REPUBLIKA.CO.ID, JERMAN -- Bekerja dengan jam kerja yang panjang membunuh ratusan ribu orang setiap tahunnya. Tren tersebut bisa memburuk karena karena pandemi Covid-19, kata Organisasi Kesehatan Dunia (WHO), Senin (17/5).
Dalam studi global pertama tentang hilangnya nyawa terkait dengan jam kerja yang lebih panjang, yang tertuang dalam makalah di jurnal Environment International menunjukkan 745.000 orang meninggal karena stroke dan penyakit jantung. Kematian tersebut terkait dengan jam kerja yang panjang pada 2016.
Angka itu meningkat hampir 30 persen dari tahun 2000. "Bekerja 55 jam atau lebih per minggu merupakan bahaya kesehatan yang serius," kata Maria Neira, direktur Departemen Lingkungan, Perubahan Iklim dan Kesehatan WHO.
"Yang ingin kami lakukan dengan informasi ini adalah mempromosikan lebih banyak tindakan, lebih banyak perlindungan terhadap pekerja," katanya. Studi bersama, yang dihasilkan oleh WHO dan Organisasi Perburuhan Internasional, menunjukkan sebagian besar korban jam kerja panjang (72 persen) adalah laki-laki dan berusia paruh baya atau lebih.
Seringkali, kematian terjadi jauh di kemudian hari, kadang-kadang beberapa dekade kemudian, daripada saat masih bekerja. Itu juga menunjukkan bahwa orang yang tinggal di Asia Tenggara dan wilayah Pasifik Barat (wilayah yang ditentukan WHO yang mencakup China, Jepang dan Australia) adalah yang paling terpengaruh.

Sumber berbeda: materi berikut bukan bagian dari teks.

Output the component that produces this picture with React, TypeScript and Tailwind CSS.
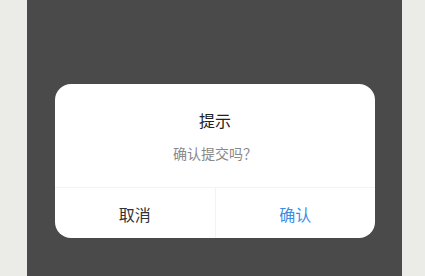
const App = () => {
  return (
    <div
      className="h-[276px] w-[425px] bg-[#ebebe7]"
      style={{ fontFamily: '"Noto Sans CJK SC", "Noto Sans", sans-serif' }}
    >
      <div className="ml-[27px] h-full w-[375px] bg-[#4a4a4a] pt-[84px]">
        {/* Dialog */}
        <div className="ml-[28px] w-[320px] overflow-hidden rounded-2xl bg-white">
          <div className="flex flex-col items-center pt-[25px] pb-[24px]">
            <div className="text-[16px] leading-[22px] text-[#222]">提示</div>
            <div className="mt-3 text-[14px] leading-[20px] text-[#888]">确认提交吗？</div>
          </div>
          {/* Actions */}
          <div className="flex h-[51px] border-t border-[#f3f3f3]">
            <button className="flex-1 border-r border-[#f3f3f3] pt-[2px] text-[16px] text-[#333]">取消</button>
            <button className="flex-1 pt-[2px] text-[16px] text-[#3a8ee6]">确认</button>
          </div>
        </div>
      </div>
    </div>
  )
}

export default App
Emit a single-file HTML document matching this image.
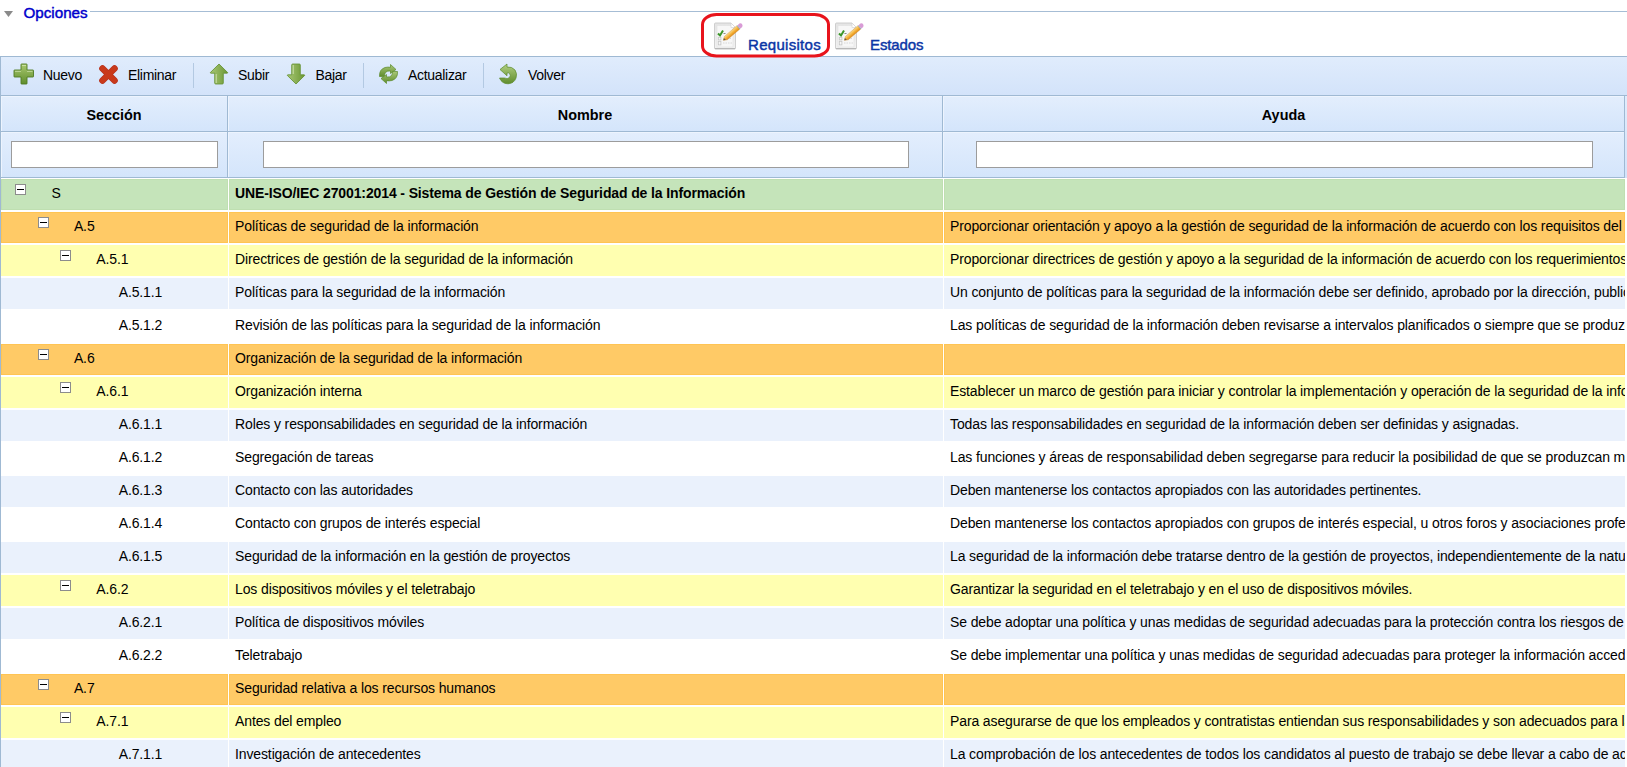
<!DOCTYPE html>
<html><head><meta charset="utf-8">
<style>
*{box-sizing:border-box}
html,body{margin:0;padding:0}
body{width:1627px;height:767px;overflow:hidden;position:relative;background:#fff;font-family:"Liberation Sans",sans-serif;color:#000}
.abs{position:absolute}
#fsline{position:absolute;left:90px;top:11px;width:1537px;height:1px;background:#a6bdd5}
#legend{position:absolute;left:23.5px;top:2px;font-size:15.2px;line-height:22px;color:#0000cc;-webkit-text-stroke:0.45px #0000cc}
.tabtxt{position:absolute;top:35px;font-size:15px;line-height:20px;color:#0a36a6;-webkit-text-stroke:0.45px #0a36a6}
#toolbar{position:absolute;z-index:3;left:0;top:56px;width:1627px;height:40px;border-top:1px solid #9fb9d3;border-bottom:1px solid #9fb9d3;border-left:1px solid #9fb9d3;background:linear-gradient(#e0ecfc,#d3e3fa)}
.tbt{position:absolute;top:9px;font-size:14px;line-height:18px;color:#000;letter-spacing:-0.3px}
.sep{position:absolute;top:6px;width:1px;height:25px;background:#b3c9e2}
.ico{position:absolute}
#hdr{position:absolute;left:0;top:95px;width:1627px;height:84px;background:linear-gradient(#e0ecfc,#d3e3fa)}
.hc{position:absolute;border:1px solid #9fb9d3;background:linear-gradient(#e3eefd,#d4e5fb);box-shadow:inset 1px 1px 0 #edf4fe}
.ht{position:absolute;top:10px;width:100%;text-align:center;font-weight:bold;font-size:14.4px;line-height:18px}
.inp{position:absolute;top:9px;height:27px;background:#fff;border:1px solid #9c9c9c}
.row{position:absolute;left:1px;width:1626px;height:31px}
.c{position:absolute;top:0;height:31px;overflow:hidden;white-space:nowrap}
.c1{left:0;width:227px}
.c2{left:228px;width:714px}
.c3{left:943px;width:681px}
.t{position:absolute;left:6px;top:-1px;font-size:14px;letter-spacing:-0.12px;line-height:31px;white-space:nowrap}
.c1 .t{left:auto}
.bold{font-weight:bold}
.mb{position:absolute;top:5px;width:11px;height:11px;border:1px solid #8c8c8c;background:#fff}
.mb:after{content:"";position:absolute;left:1px;top:4px;width:7px;height:1px;background:#000}
.g{}
.g .c{background:#c5e4ba;box-shadow:inset 0 0 0 1px #bfdfb1}
.o .c{background:#ffca66;box-shadow:inset 0 0 0 1px #ffc453}
.y .c{background:#ffffb0}
.b .c{background:#eaf1fc}
.w .c{background:#fff}
</style></head><body>
<svg class="abs" style="left:0;top:0" width="20" height="22"><path d="M4 11 L13 11 L8.5 17 Z" fill="#8a8a8a"/></svg>
<div id="legend">Opciones</div>
<div id="fsline"></div>


<div id="toolbar">
<svg class="ico" style="left:12px;top:6px" width="22" height="22" viewBox="0 0 22 22">
<defs><linearGradient id="plg" x1="0" y1="0" x2="0" y2="1"><stop offset="0" stop-color="#a9c86f"/><stop offset="1" stop-color="#5f8d2c"/></linearGradient></defs>
<path d="M8 1.5 Q8 1 8.5 1 L13.5 1 Q14 1 14 1.5 L14 7 L20 7 Q20.5 7 20.5 7.5 L20.5 13.5 Q20.5 14 20 14 L14 14 L14 20.5 Q14 21 13.5 21 L8.5 21 Q8 21 8 20.5 L8 14 L1.5 14 Q1 14 1 13.5 L1 7.5 Q1 7 1.5 7 L8 7 Z" fill="url(#plg)" stroke="#4f7a22" stroke-width="0.9"/>
<path d="M9 2.5 L13 2.5 M2 8.3 L8 8.3 M14 8.3 L19.5 8.3" stroke="#d8eab8" stroke-width="0.9" opacity="0.8"/>
</svg>
<div class="tbt" style="left:42px">Nuevo</div>
<svg class="ico" style="left:97px;top:7px" width="21" height="21" viewBox="0 0 21 21">
<defs><linearGradient id="xg" x1="0" y1="0" x2="0" y2="1" gradientUnits="userSpaceOnUse"><stop offset="0" stop-color="#f07b3c"/><stop offset="1" stop-color="#c9391a"/></linearGradient></defs>
<path d="M4.5 4.5 L16.5 16.5 M16.5 4.5 L4.5 16.5" stroke="#b8321c" stroke-width="6.6" stroke-linecap="round"/>
<path d="M4.5 4.5 L16.5 16.5 M16.5 4.5 L4.5 16.5" stroke="url(#xg)" stroke-width="5" stroke-linecap="round"/>
</svg>
<div class="tbt" style="left:127px">Eliminar</div>
<div class="sep" style="left:192px"></div>
<svg class="ico" style="left:208px;top:6px" width="20" height="22" viewBox="0 0 20 22">
<defs><linearGradient id="ug" x1="0" y1="0" x2="1" y2="0"><stop offset="0" stop-color="#a8c776"/><stop offset="1" stop-color="#6c9834"/></linearGradient></defs>
<path d="M10 1 L18.7 9.6 Q18.8 10.2 18 10.2 L14.3 10.2 L14.3 20 Q14.3 21 13.3 21 L6.7 21 Q5.7 21 5.7 20 L5.7 10.2 L2 10.2 Q1.2 10.2 1.3 9.6 Z" fill="url(#ug)" stroke="#628f2e" stroke-width="0.8" stroke-linejoin="round"/>
<path d="M7.2 11 L7.2 20" stroke="#d4e5b4" stroke-width="0.9"/>
</svg>
<div class="tbt" style="left:237px">Subir</div>
<svg class="ico" style="left:285px;top:6px" width="20" height="22" viewBox="0 0 20 22">
<defs><linearGradient id="dng" x1="0" y1="0" x2="1" y2="0"><stop offset="0" stop-color="#a8c776"/><stop offset="1" stop-color="#6c9834"/></linearGradient></defs>
<path d="M10 21 L18.7 12.4 Q18.8 11.8 18 11.8 L14.3 11.8 L14.3 2 Q14.3 1 13.3 1 L6.7 1 Q5.7 1 5.7 2 L5.7 11.8 L2 11.8 Q1.2 11.8 1.3 12.4 Z" fill="url(#dng)" stroke="#628f2e" stroke-width="0.8" stroke-linejoin="round"/>
<path d="M7.2 2 L7.2 11" stroke="#d4e5b4" stroke-width="0.9"/>
</svg>
<div class="tbt" style="left:314.5px">Bajar</div>
<div class="sep" style="left:362px"></div>
<svg class="ico" style="left:377px;top:6px" width="21" height="22" viewBox="0 0 21 22">
<defs><linearGradient id="rg" x1="0" y1="0" x2="0" y2="1"><stop offset="0" stop-color="#a9c878"/><stop offset="1" stop-color="#5f8c2c"/></linearGradient></defs>
<path d="M1.5 13.5 Q1 6.5 7 4.5 Q10 3.8 12.5 4.3 L12.5 1.5 L18 6.5 L12.5 10.5 L12.5 8 Q9 7.5 7.5 9.5 Q6.3 11 6.5 13.5 Z" fill="url(#rg)" stroke="#5a8a2a" stroke-width="0.7" stroke-linejoin="round"/>
<path d="M19.5 8.5 Q20 15.5 14 17.5 Q11 18.2 8.5 17.7 L8.5 20.5 L3 15.5 L8.5 11.5 L8.5 14 Q12 14.5 13.5 12.5 Q14.7 11 14.5 8.5 Z" fill="url(#rg)" stroke="#5a8a2a" stroke-width="0.7" stroke-linejoin="round"/>
</svg>
<div class="tbt" style="left:407px">Actualizar</div>
<div class="sep" style="left:482px"></div>
<svg class="ico" style="left:497px;top:6px" width="20" height="22" viewBox="0 0 20 22">
<defs><linearGradient id="vg" x1="0" y1="0" x2="0" y2="1"><stop offset="0" stop-color="#b2d083"/><stop offset="1" stop-color="#5f8c2c"/></linearGradient></defs>
<path d="M1.5 15 L6.5 15 Q9.5 16.5 11.5 14.5 Q13 12.5 11.5 10.5 Q10.5 9.5 9 10 L9 12.8 L2 6.5 L9 1 L9 4 Q14 3.5 17 7 Q19.5 10.5 18 15 Q16 20.5 10 20.8 Q4 20.8 1.5 15 Z" fill="url(#vg)" stroke="#5a8a2a" stroke-width="0.7" stroke-linejoin="round"/>
</svg>
<div class="tbt" style="left:527px">Volver</div>
</div>
<svg class="ico" style="left:712px;top:20px" width="32" height="32" viewBox="0 0 32 32">
<defs><linearGradient id="dg1" x1="0" y1="0" x2="0" y2="1"><stop offset="0" stop-color="#e4e4e4"/><stop offset="1" stop-color="#f2f2f2"/></linearGradient>
<linearGradient id="pg1" gradientUnits="userSpaceOnUse" x1="12.37" y1="16.48" x2="15.23" y2="19.82"><stop offset="0" stop-color="#fbd98a"/><stop offset="0.5" stop-color="#f5b43c"/><stop offset="1" stop-color="#e08a18"/></linearGradient></defs>
<path d="M2.5 4 Q2.5 3 3.5 3 L19 3 L23.5 7.5 L23.5 28 Q23.5 29 22.5 29 L3.5 29 Q2.5 29 2.5 28 Z" fill="url(#dg1)" stroke="#c9c9c9" stroke-width="0.9"/>
<path d="M3 28.6 L23 28.6" stroke="#b3b3b3" stroke-width="1"/>
<rect x="5" y="5.5" width="16" height="21.5" fill="#f7f7f7" stroke="#e0e0e0" stroke-width="0.6"/>
<path d="M19 3 L19 7.5 L23.5 7.5 Z" fill="#ffffff" stroke="#d0d0d0" stroke-width="0.6"/>
<path d="M6 13.5 L8 15.5 L11 10.5" fill="none" stroke="#3c962a" stroke-width="2"/>
<rect x="6.3" y="17.3" width="2.6" height="2.6" fill="none" stroke="#c4c4c4" stroke-width="0.8"/>
<rect x="6.3" y="21.3" width="2.6" height="3.6" fill="none" stroke="#c4c4c4" stroke-width="0.8"/>
<path d="M11.5 13.5 L13.5 13.5" stroke="#707070" stroke-width="0.8"/>
<path d="M15 18.5 L20 18.5 M11 23 L20 23" stroke="#c8c8c8" stroke-width="0.7" stroke-dasharray="1.5 1"/>
<path d="M11.3 20.3 L12.37 16.48 L24.77 5.83 L27.63 9.17 L15.23 19.82 Z" fill="url(#pg1)" stroke="#c98a2a" stroke-width="0.4"/>
<path d="M11.3 20.3 L11.95 17.9 L13.9 19.9 Z" fill="#6b5a48"/>
<path d="M24.77 5.83 L25.57 5.13 L28.43 8.47 L27.63 9.17 Z" fill="#8fa4b8"/>
<path d="M25.57 5.13 L27.37 3.58 Q28.9 2.6 30 3.9 Q31 5.3 30.23 6.92 L28.43 8.47 Z" fill="#d99bd6"/>
</svg>
<div class="tabtxt" style="left:748px;letter-spacing:0.3px">Requisitos</div>
<svg class="ico" style="left:833px;top:20px" width="32" height="32" viewBox="0 0 32 32">
<defs><linearGradient id="dg2" x1="0" y1="0" x2="0" y2="1"><stop offset="0" stop-color="#e4e4e4"/><stop offset="1" stop-color="#f2f2f2"/></linearGradient>
<linearGradient id="pg2" gradientUnits="userSpaceOnUse" x1="12.37" y1="16.48" x2="15.23" y2="19.82"><stop offset="0" stop-color="#fbd98a"/><stop offset="0.5" stop-color="#f5b43c"/><stop offset="1" stop-color="#e08a18"/></linearGradient></defs>
<path d="M2.5 4 Q2.5 3 3.5 3 L19 3 L23.5 7.5 L23.5 28 Q23.5 29 22.5 29 L3.5 29 Q2.5 29 2.5 28 Z" fill="url(#dg2)" stroke="#c9c9c9" stroke-width="0.9"/>
<path d="M3 28.6 L23 28.6" stroke="#b3b3b3" stroke-width="1"/>
<rect x="5" y="5.5" width="16" height="21.5" fill="#f7f7f7" stroke="#e0e0e0" stroke-width="0.6"/>
<path d="M19 3 L19 7.5 L23.5 7.5 Z" fill="#ffffff" stroke="#d0d0d0" stroke-width="0.6"/>
<path d="M6 13.5 L8 15.5 L11 10.5" fill="none" stroke="#3c962a" stroke-width="2"/>
<rect x="6.3" y="17.3" width="2.6" height="2.6" fill="none" stroke="#c4c4c4" stroke-width="0.8"/>
<rect x="6.3" y="21.3" width="2.6" height="3.6" fill="none" stroke="#c4c4c4" stroke-width="0.8"/>
<path d="M11.5 13.5 L13.5 13.5" stroke="#707070" stroke-width="0.8"/>
<path d="M15 18.5 L20 18.5 M11 23 L20 23" stroke="#c8c8c8" stroke-width="0.7" stroke-dasharray="1.5 1"/>
<path d="M11.3 20.3 L12.37 16.48 L24.77 5.83 L27.63 9.17 L15.23 19.82 Z" fill="url(#pg2)" stroke="#c98a2a" stroke-width="0.4"/>
<path d="M11.3 20.3 L11.95 17.9 L13.9 19.9 Z" fill="#6b5a48"/>
<path d="M24.77 5.83 L25.57 5.13 L28.43 8.47 L27.63 9.17 Z" fill="#8fa4b8"/>
<path d="M25.57 5.13 L27.37 3.58 Q28.9 2.6 30 3.9 Q31 5.3 30.23 6.92 L28.43 8.47 Z" fill="#d99bd6"/>
</svg>
<div class="tabtxt" style="left:870px;letter-spacing:-0.1px">Estados</div>
<div id="hdr">
<div class="hc" style="left:0;top:0;width:228px;height:37px"><div class="ht">Sección</div></div>
<div class="hc" style="left:227px;top:0;width:716px;height:37px"><div class="ht">Nombre</div></div>
<div class="hc" style="left:942px;top:0;width:683px;height:37px"><div class="ht">Ayuda</div></div>
<div class="hc" style="left:0;top:36px;width:228px;height:47px"><div class="inp" style="left:10px;width:207px"></div></div>
<div class="hc" style="left:227px;top:36px;width:716px;height:47px"><div class="inp" style="left:35px;width:646px"></div></div>
<div class="hc" style="left:942px;top:36px;width:683px;height:47px"><div class="inp" style="left:33px;width:617px"></div></div>
<div style="position:absolute;left:0;top:83px;width:1627px;height:1px;background:#fff"></div>
</div>
<svg class="abs" style="left:700px;top:12px;z-index:5" width="131" height="47"><rect x="2.5" y="2.5" width="126" height="41.5" rx="14" ry="10" fill="none" stroke="#e8141c" stroke-width="3"/></svg>
<div class="abs" style="left:0;top:56px;width:1px;height:711px;background:#9fb9d3;z-index:4"></div>
<div class="row g" style="top:179px"><div class="c c1"><div class="mb" style="left:14.0px"></div><span class="t" style="left:50.5px">S</span></div><div class="c c2"><span class="t bold">UNE-ISO/IEC 27001:2014 - Sistema de Gestión de Seguridad de la Información</span></div><div class="c c3"><span class="t"></span></div></div>
<div class="row o" style="top:212px"><div class="c c1"><div class="mb" style="left:36.5px"></div><span class="t" style="left:72.9px">A.5</span></div><div class="c c2"><span class="t">Políticas de seguridad de la información</span></div><div class="c c3"><span class="t">Proporcionar orientación y apoyo a la gestión de seguridad de la información de acuerdo con los requisitos del negocio, las leyes y normativa pertinentes.</span></div></div>
<div class="row y" style="top:245px"><div class="c c1"><div class="mb" style="left:59.0px"></div><span class="t" style="left:95.3px">A.5.1</span></div><div class="c c2"><span class="t">Directrices de gestión de la seguridad de la información</span></div><div class="c c3"><span class="t">Proporcionar directrices de gestión y apoyo a la seguridad de la información de acuerdo con los requerimientos del negocio y la legislación.</span></div></div>
<div class="row b" style="top:278px"><div class="c c1"><span class="t" style="left:117.69999999999999px">A.5.1.1</span></div><div class="c c2"><span class="t">Políticas para la seguridad de la información</span></div><div class="c c3"><span class="t">Un conjunto de políticas para la seguridad de la información debe ser definido, aprobado por la dirección, publicado y comunicado a los empleados.</span></div></div>
<div class="row w" style="top:311px"><div class="c c1"><span class="t" style="left:117.69999999999999px">A.5.1.2</span></div><div class="c c2"><span class="t">Revisión de las políticas para la seguridad de la información</span></div><div class="c c3"><span class="t">Las políticas de seguridad de la información deben revisarse a intervalos planificados o siempre que se produzcan cambios significativos.</span></div></div>
<div class="row o" style="top:344px"><div class="c c1"><div class="mb" style="left:36.5px"></div><span class="t" style="left:72.9px">A.6</span></div><div class="c c2"><span class="t">Organización de la seguridad de la información</span></div><div class="c c3"><span class="t"></span></div></div>
<div class="row y" style="top:377px"><div class="c c1"><div class="mb" style="left:59.0px"></div><span class="t" style="left:95.3px">A.6.1</span></div><div class="c c2"><span class="t">Organización interna</span></div><div class="c c3"><span class="t">Establecer un marco de gestión para iniciar y controlar la implementación y operación de la seguridad de la información dentro de la organización.</span></div></div>
<div class="row b" style="top:410px"><div class="c c1"><span class="t" style="left:117.69999999999999px">A.6.1.1</span></div><div class="c c2"><span class="t">Roles y responsabilidades en seguridad de la información</span></div><div class="c c3"><span class="t">Todas las responsabilidades en seguridad de la información deben ser definidas y asignadas.</span></div></div>
<div class="row w" style="top:443px"><div class="c c1"><span class="t" style="left:117.69999999999999px">A.6.1.2</span></div><div class="c c2"><span class="t">Segregación de tareas</span></div><div class="c c3"><span class="t">Las funciones y áreas de responsabilidad deben segregarse para reducir la posibilidad de que se produzcan modificaciones no autorizadas.</span></div></div>
<div class="row b" style="top:476px"><div class="c c1"><span class="t" style="left:117.69999999999999px">A.6.1.3</span></div><div class="c c2"><span class="t">Contacto con las autoridades</span></div><div class="c c3"><span class="t">Deben mantenerse los contactos apropiados con las autoridades pertinentes.</span></div></div>
<div class="row w" style="top:509px"><div class="c c1"><span class="t" style="left:117.69999999999999px">A.6.1.4</span></div><div class="c c2"><span class="t">Contacto con grupos de interés especial</span></div><div class="c c3"><span class="t">Deben mantenerse los contactos apropiados con grupos de interés especial, u otros foros y asociaciones profesionales especializados.</span></div></div>
<div class="row b" style="top:542px"><div class="c c1"><span class="t" style="left:117.69999999999999px">A.6.1.5</span></div><div class="c c2"><span class="t">Seguridad de la información en la gestión de proyectos</span></div><div class="c c3"><span class="t">La seguridad de la información debe tratarse dentro de la gestión de proyectos, independientemente de la naturaleza del proyecto.</span></div></div>
<div class="row y" style="top:575px"><div class="c c1"><div class="mb" style="left:59.0px"></div><span class="t" style="left:95.3px">A.6.2</span></div><div class="c c2"><span class="t">Los dispositivos móviles y el teletrabajo</span></div><div class="c c3"><span class="t">Garantizar la seguridad en el teletrabajo y en el uso de dispositivos móviles.</span></div></div>
<div class="row b" style="top:608px"><div class="c c1"><span class="t" style="left:117.69999999999999px">A.6.2.1</span></div><div class="c c2"><span class="t">Política de dispositivos móviles</span></div><div class="c c3"><span class="t">Se debe adoptar una política y unas medidas de seguridad adecuadas para la protección contra los riesgos de la utilización de dispositivos.</span></div></div>
<div class="row w" style="top:641px"><div class="c c1"><span class="t" style="left:117.69999999999999px">A.6.2.2</span></div><div class="c c2"><span class="t">Teletrabajo</span></div><div class="c c3"><span class="t">Se debe implementar una política y unas medidas de seguridad adecuadas para proteger la información accedida, tratada o almacenada.</span></div></div>
<div class="row o" style="top:674px"><div class="c c1"><div class="mb" style="left:36.5px"></div><span class="t" style="left:72.9px">A.7</span></div><div class="c c2"><span class="t">Seguridad relativa a los recursos humanos</span></div><div class="c c3"><span class="t"></span></div></div>
<div class="row y" style="top:707px"><div class="c c1"><div class="mb" style="left:59.0px"></div><span class="t" style="left:95.3px">A.7.1</span></div><div class="c c2"><span class="t">Antes del empleo</span></div><div class="c c3"><span class="t">Para asegurarse de que los empleados y contratistas entiendan sus responsabilidades y son adecuados para las funciones para las que se consideran.</span></div></div>
<div class="row b" style="top:740px"><div class="c c1"><span class="t" style="left:117.69999999999999px">A.7.1.1</span></div><div class="c c2"><span class="t">Investigación de antecedentes</span></div><div class="c c3"><span class="t">La comprobación de los antecedentes de todos los candidatos al puesto de trabajo se debe llevar a cabo de acuerdo con las leyes.</span></div></div>
</body></html>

Secara keseluruhan, penelitian yang mengambil data dari 194 negara mengatakan bahwa bekerja 55 jam atau lebih seminggu dikaitkan dengan risiko stroke 35 persen lebih tinggi dan risiko kematian akibat penyakit jantung iskemik 17 persen lebih tinggi dibandingkan dengan 35-40 jam kerja per pekan. Studi tersebut mencakup periode 2000-2016, dan tidak termasuk pandemi Covid-19, tetapi pejabat WHO mengatakan lonjakan pekerja jarak jauh dan perlambatan ekonomi global akibat darurat virus corona mungkin telah meningkatkan risiko.
"Pandemi mempercepat perkembangan yang dapat mendorong tren peningkatan waktu kerja," kata WHO. Badan internasional itu memperkirakan bahwa setidaknya 9 persen orang bekerja dengan jam kerja yang panjang.
Staf WHO, termasuk ketuanya Tedros Adhanom Ghebreyesus, mengatakan mereka telah bekerja berjam-jam selama pandemi dan Neira mengatakan badan PBB akan berusaha memperbaiki kebijakannya sehubungan dengan penelitian tersebut. Jam kerja yang dibatasi akan bermanfaat bagi pengusaha karena telah terbukti meningkatkan produktivitas pekerja, kata petugas teknis WHO Frank Pega.
"Ini benar-benar pilihan cerdas untuk tidak menambah jam kerja panjang dalam krisis ekonomi," ujarnya, dikutip dari Reuters.